С точки зрения формальной, причиной цусимской катастрофы стал один-единственный снаряд, тот самый, который разворотил штурманскую рубку «Князя Суворова». Тяжёлое ранение командующего мгновенно сделало всю огромную эскадру неуправляемой, а её корабли – мишенями для упражнения в стрельбе. Но так случилось потому, что командующий, не доверяя адмиралам и капитанам, сосредоточил всё управление в своих руках; недоверие и неуверенность по цепочке передавались от старших офицеров к младшим, от них – к старшинам и матросам. Но и сам командующий не доверял вышестоящему петербургскому начальству, боялся и презирал его. Воинское соединение или боевой корабль – частицы общества. Русское общество было разъединено, расколото взаимным враждебным недоверием. Группировки правящей элиты грызлись между собой, преследуя корыстные интересы. Снизу на эту недостойную возню смотрели со всё возрастающей ненавистью. Грянула война – и за всеобщий разлад было заплачено человеческими жизнями, десятками, сотнями тысяч жизней.
Через месяц после Цусимы матросы броненосца «Потёмкин», проводившего плановые учения в Чёрном море неподалёку от Одессы, захватили и перебили своих офицеров, после чего открыли артиллерийскую стрельбу по городу, целясь в купол здания театра. Потом броненосец обстрелял Феодосию и Николаев и ушёл к румынам. Ещё через двенадцать лет матросы Балтфлота расправились с адмиралами, сожгли в топках тех из офицеров, кто не успел бежать, и пошли на штурм Зимнего. Демоны Цусимы росли и множились, стремительно превращаясь в беспощадных, всеразрушающих духов русской революции.
Кровавое полотнище для царского манифеста
Из всех государственных праздников, отмечаемых в нашей стране (что в Советской, что в постсоветской), как-то особенно не повезло Дню Конституции. На моей памяти он три раза менял свою прописку в календаре: декабрь, октябрь, снова декабрь… И каждый год отмечаем, и никто не помнит, что и почему отмечаем. Послушные Советы или послушные граждане на референдуме проголосовали за написанную кем-то бумажку – что тут помнить-то? А ведь есть по-настоящему памятная дата рождения конституционализма в России. 17 октября 1905 года по старому, 30-го по новому стилю Николай II подписал «Манифест об усовершенствовании государственного порядка». В нём впервые были провозглашены гражданские свободы и основы парламентаризма, в нём же предначерталась судьба всех последующих наших конституций: едва родившись, делаться мёртвой буквой, неисполняемым благопожеланием.
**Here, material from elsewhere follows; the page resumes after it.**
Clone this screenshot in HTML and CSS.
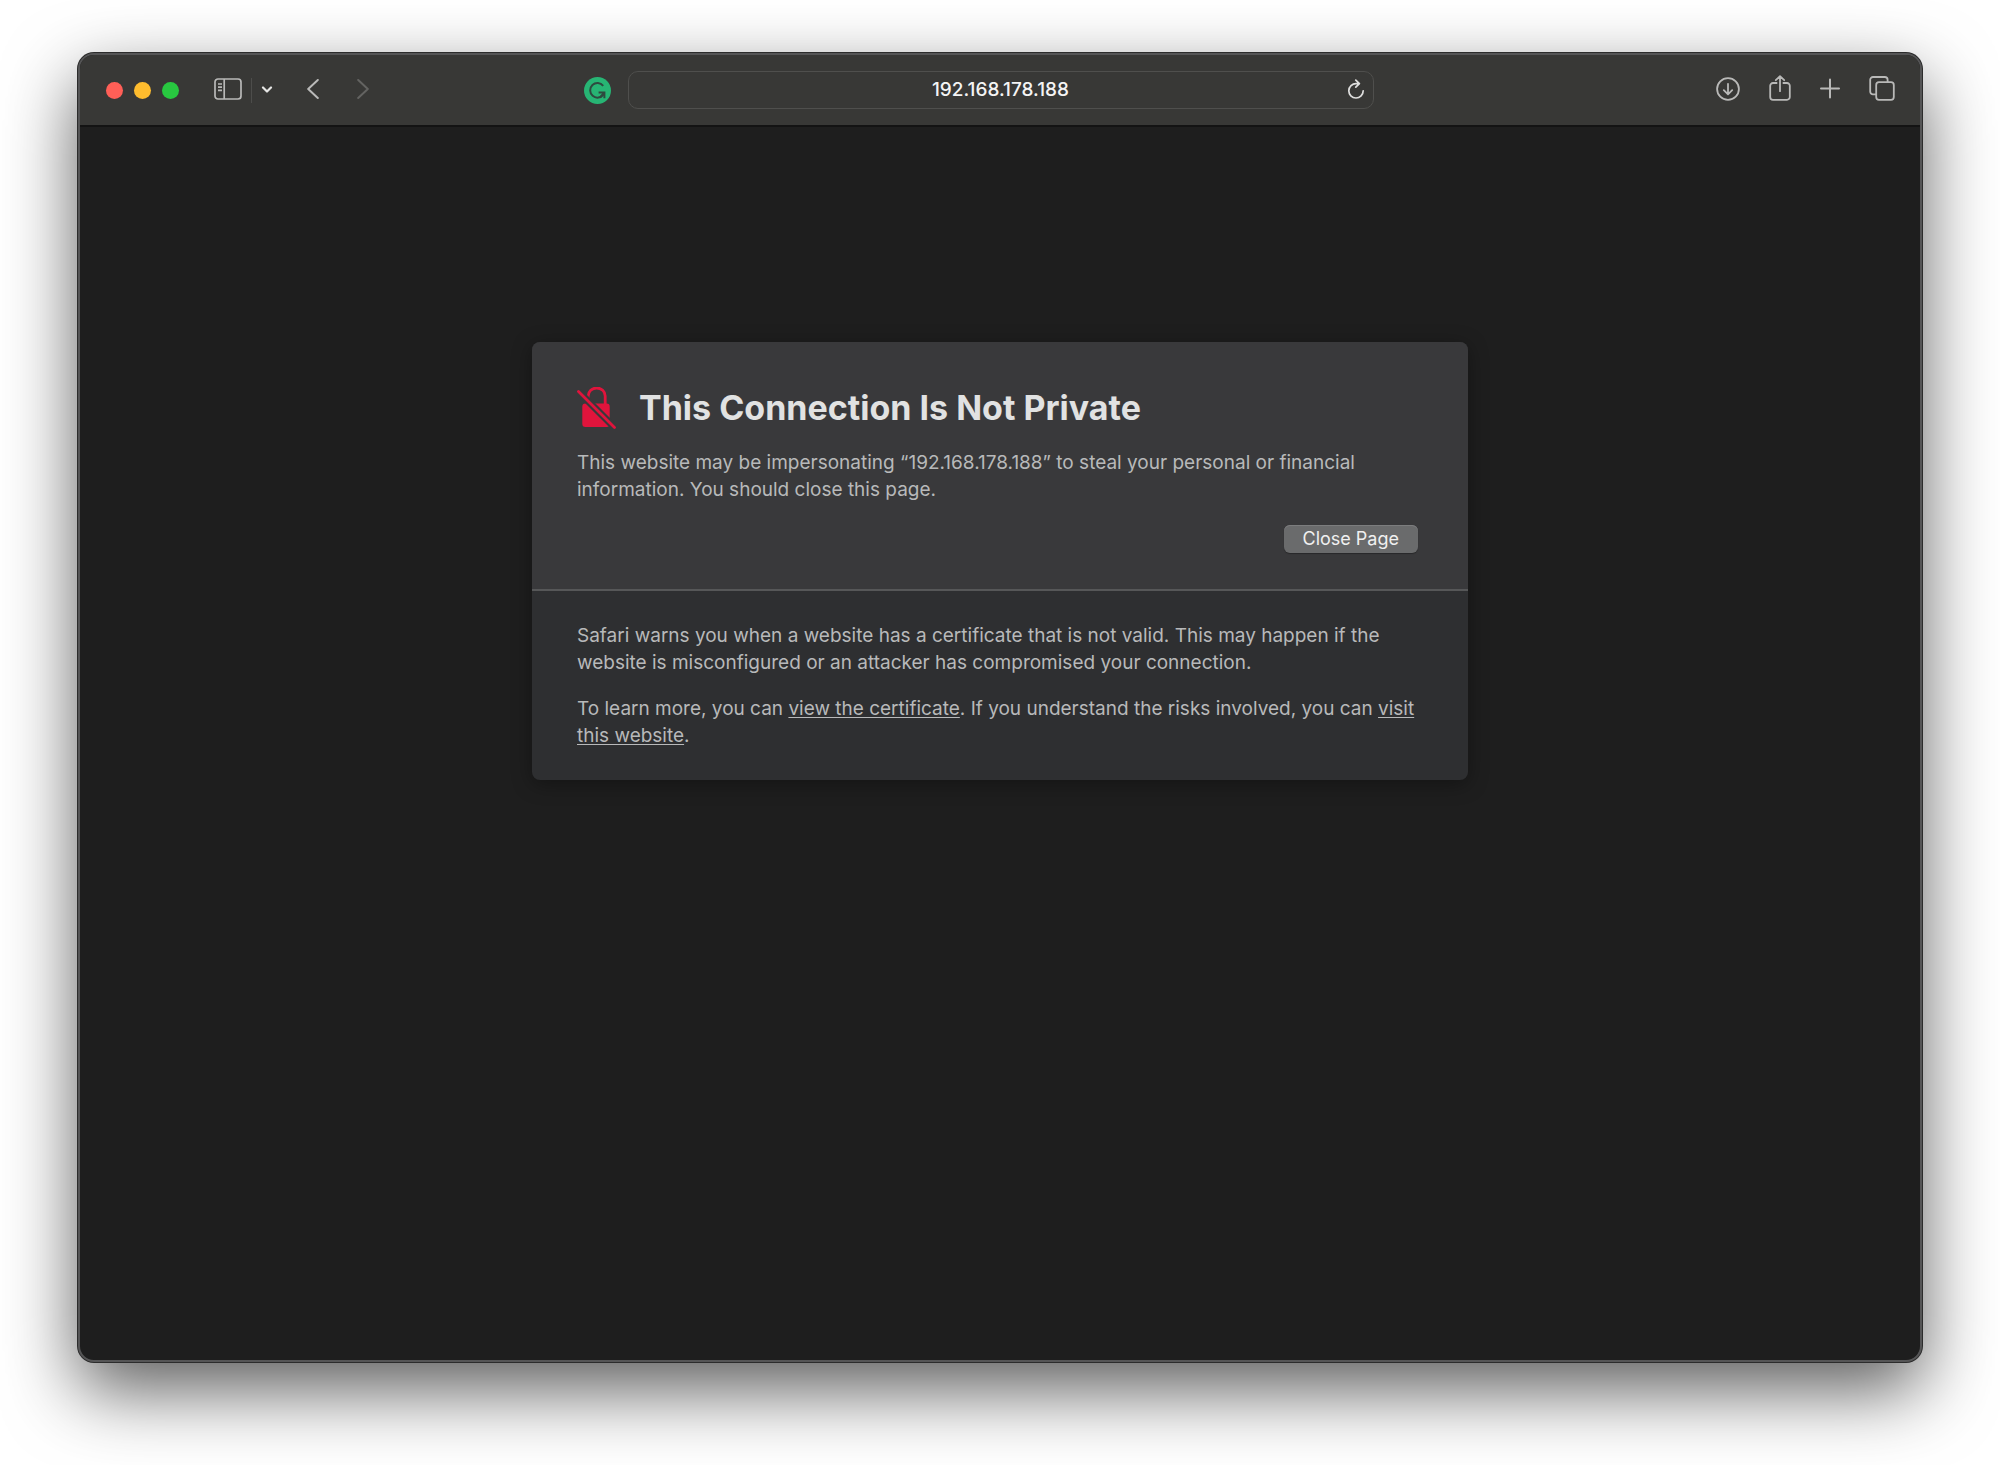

Невезучий праздник уместнее было бы называть «Днём поминовения Конституции».
Трижды «смута», дважды «свобода»
«Смуты и волнения в столицах и во многих местностях Империи Нашей великой и тяжкою скорбью переполняют сердце Наше. Благо Российского Государя неразрывно с благом народным и печаль народная – Его печаль». Так начинается текст знаменитого манифеста. Прочувствованный тон вступления глохнет в велеречивом пустословии официозной речи: «Великий обет царского служения повелевает Нам всеми силами разума и власти Нашей стремиться к скорейшему прекращению столь опасной для государства смуты…» Длинный абзац заканчивается неприметной полуфразой: «…признали необходимым объединить деятельность Нашего правительства». Далее – три пункта, о том, чем же должно заняться это самое правительство:
«1) Даровать населению незыблемые основы гражданской свободы на началах действительной неприкосновенности личности, свободы совести, слова, собраний и союзов.
2) Не останавливая предназначенных выборов в Государственную Думу, привлечь теперь же к участию в Думе… те классы населения, которые ныне совсем лишены избирательных прав… и
3) Установить как незыблемое правило, чтобы никакой закон не мог восприять силу без одобрения Государственной Думы, и чтобы выборным от народа обеспечена была возможность действительного участия в надзоре за закономерностью действий поставленных от Нас властей».
И итог, как заклинание: «Призываем всех верных сынов России вспомнить долг перед Родиной, помочь прекращению сей неслыханной смуты…»
Под этим текстом государь император поставил подпись 17 октября 1905 года в пять часов пополудни, в Петергофе, в его «собственной» части – Александрии, в кабинете любимой своей Приморской дачи. (Мемориальное здание не сохранилось: оно сгорело во время войны, а руины его взорваны по решению какого-то советского начальственного самодура.) Через два-три часа о свершившемся знали в Петербурге. Наутро о манифесте трубили телеграфные агентства всего мира. Его полный текст на крыльях газетных страниц разлетелся по России. Грамотные прочитали, неграмотные услышали. Восприняли по-разному.